Thursday, November 05, 2009

Wondering Out Loud

It's always dangerous to wonder out loud, particularly as whatever one is musing is likely to abrade against the conventional view of things.

A blog participant on another blog mentioned this story (click to be transported).


While one respondent stated "that is a sure sign of a top in the market", my particular reaction (I'm not holding my reaction out as being more insightful) was this: "It seemed like a sure sign of a top in the bond market."

There seems to be lots of speculation about the fate of interest rates. I think that I can say with some conviction that there is no place but up. However, how far up and how soon is anybody's guess. Again, the 'epic' inflationista/deflationista debate which will be waged in the media and blogosphere. I'm not stepping into that fray other than saying one side or the other is in for a big surprise. How's that for neutrality! Equivocation! Teflon!

The second thing to take to address (if not take to task) is 'money on the sideline.' There seems to be much uninformed commentary based on that. I'll not add to the fray there either. I'll state these simple Truths which I believe are not subject to much credible debate:

Truth 1: Short term interest rates cannot fall further.
Truth 2: Long term interest rates can fall further (unlikely)
Truth 3: Long term interest rates can increase (likely)
Truth 4: The bond market is a very large enchilada, and due to low interest rates is not a very filling meal.


Yeah, I know that calling these "Truths" is stretching it a bit. And I know that stating that they are not subject to 'credible debate' is sort of impugning any criticism! That's not my style, so if you have an opinion, voice it.


But the point is this.... These Four Truths, I'm holding out to be self evident that the 'money on the sideline' is really the bond market. So while many who are on the wrong side of the trade are quick to point to the PPT and other unnatural forces that seem to thwart their every move or projection (these are omnipresent market forces always in existent--our job is to outnimble them!), I'm merely pointing out that the 800lb gorilla that represents money not previously in the stock market, is that money "sidelined" in the bond market.

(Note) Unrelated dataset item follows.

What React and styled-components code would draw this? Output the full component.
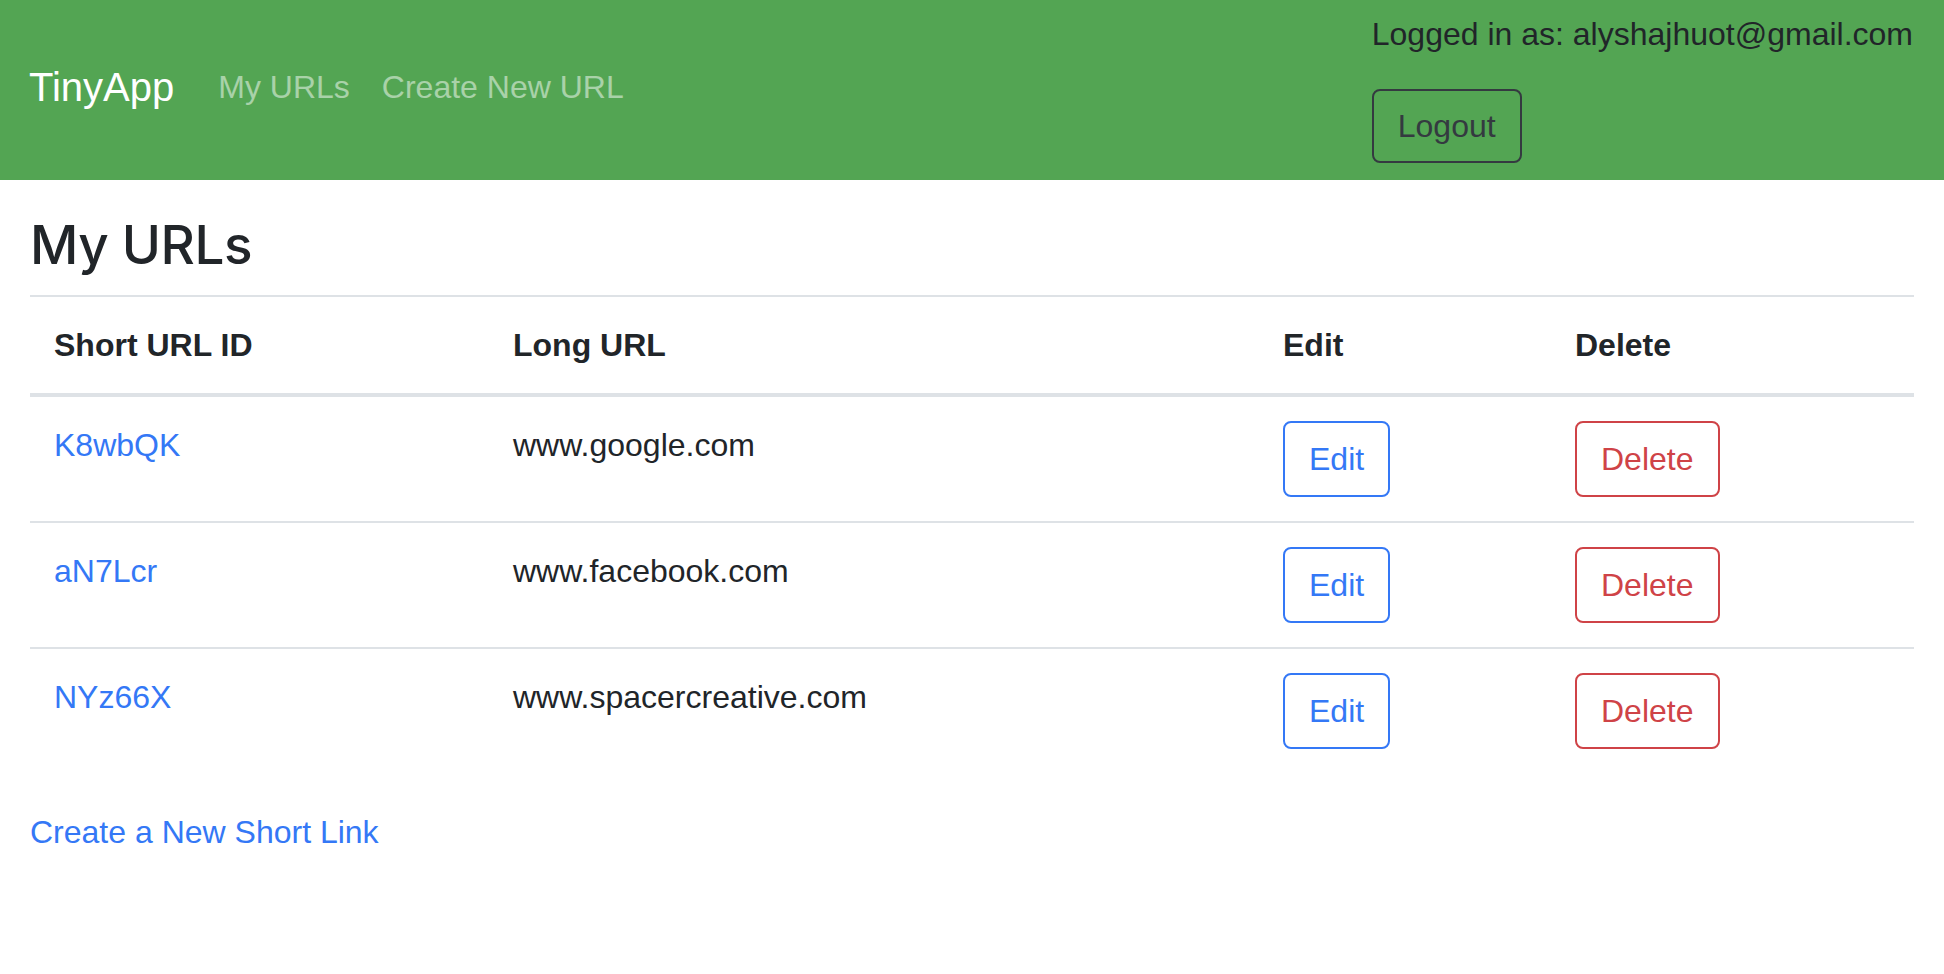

So if you were a bond holder faced with an instrument denominated in a depreciating currency, earning a low return, subject to face value decline due to increasing interest rates what sort of repositioning would you do?

4 comments:

Glenn_in_MA said...

I find your comment closer to the truth. Thanks for the well written food for thought..it's why I come here.

BTW, I'll NEVER be without an opinion but something would look and BE wrong if I agreed with every thing you write. I'm sure you won't hold it against me when I disagree. So betting back to the bond market, the BIG question to me is, "not if, but when?" I'm thinking it's longer than most think...like a few years from now.

Glenn_in_MA said...

bet = get, but it seems to work both ways!

Leisa said...

Glenn, you are always a gentlemen. And remember, the woodshed is for (dis)cussin', smokin' and drinkin' the cornerstones of civilaztion!

Anonymous said...

"While one respondent stated "that is a sure sign of a top in the market", my particular reaction (I'm not holding my reaction out as being more insightful) was this: "It seemed like a sure sign of a top in the bond market."

And the folks at Fairholme start a bond fund!

I agree with Leisa. And with Glenn too! The top is somewhere nearby for bonds. A year? Two? Five? I don't know. These financial crashes are tricky and the bond regime has changed. (Not really correlated with inflation expectations because needed as a blunt policy tool in a deflationary environment.)